A deeper revelation of Soviet motives lies within a January 1925 address by Stalin to the Central Committee. Should war break out between the capitalist nations, Stalin had said, "We will have to take part, but we will be the last to take part so that we may throw the decisive weight into the scales, a weight which should prove the determining factor."
While the Soviet Union suffered great losses fighting its former partner in crime, in the end it benefited enormously. The Yalta Agreements, along with its new stature as an "equal" among the great Western powers, provided the Soviet Union with more territory and resources than it could ever have gained through its pact with the Nazis. Perhaps more important than the nations and wealth it had added to its empire was the Soviet Union's newly found "legitimacy" and its opportunity to forever hence portray communism as a system and philosophy morally opposed to fascism. The truth, of course, as the captured documents clearly reveal, is that the Soviets had no moral or other objections to Hitler's fascism; they were delighted to supply the Nazis with whatever Hitler needed to crush and enslave Europe—as long as they could share the loot.
The Soviet Union is still with us—and, as in the 1930s, its existence is a fundamental element in Western foreign policy. But now, 40 years later, the Soviet Union's impact has grown exponentially and is felt, feared, and pondered in every country on the globe. Fifty years ago it was the presence of the Soviet Union that cowed the Western nations into allowing the Nazis to come to power. Today that presence—the threat of a horrible, inhuman, evil totalitarian system—has much the same effect on contemporary foreign policy. Fearing Soviet power, the West supports various regimes that, were they not anticommunist, would otherwise be unworthy of alliance with America and association with our principles of democracy and liberty.
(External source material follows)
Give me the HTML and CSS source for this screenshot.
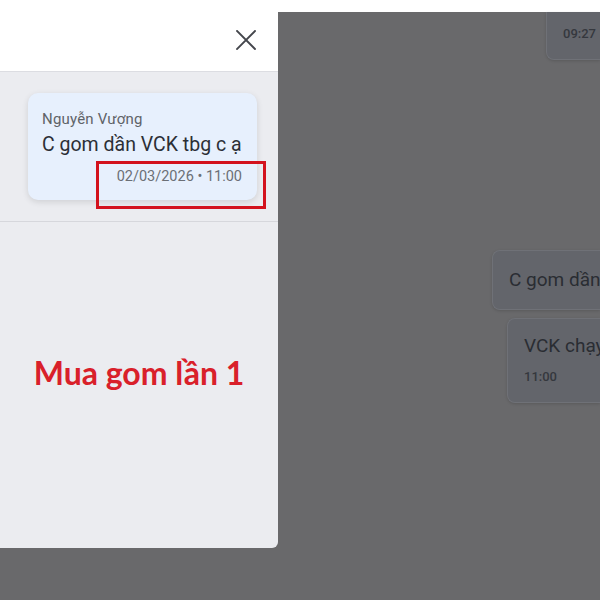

Imagine what the world would be like without the Soviet Union: It would be very difficult if not impossible to resist the moral force of those who argue that the US government should not support authoritarian regimes like those of Chile, South Korea, the Philippines, or the corrupt African states. The only possibly valid rationale for doing so now is that the possible alternative—the spread of the Soviet system—is so much worse. We fear that a nation will fall to the Soviet sphere not only for the horrors such a system invariably inflicts upon its citizens but because, once Marxist-Leninists take control with their Soviet or Soviet-proxy advisers, mercenaries, and military aid, the democratic process is forever crushed. But right-wing dictators supported by the US government should realize that support is more a result of the threat of Marxism than of any affection for them or their policies.
Without the Soviet Union, the world would undoubtedly be a better place. The Soviets, to varying degrees, have been behind World War II, the Korean War, Vietnam, the Cambodian holocaust, the cruel regimes of Eastern Europe, genocide in Afghanistan, the island prison of Cuba, aid for a war in El Salvador via Nicaragua, starvation in Ethiopia, global terrorism, and of course the slaughter of millions of its own citizens. So as the Soviets boast of their "great role" in fighting fascism 40 years ago, we should remember the damning facts that they conveniently ignore.
Alexander Jason is an international security consultant and the president of the Republic Institute in Emeryville, California.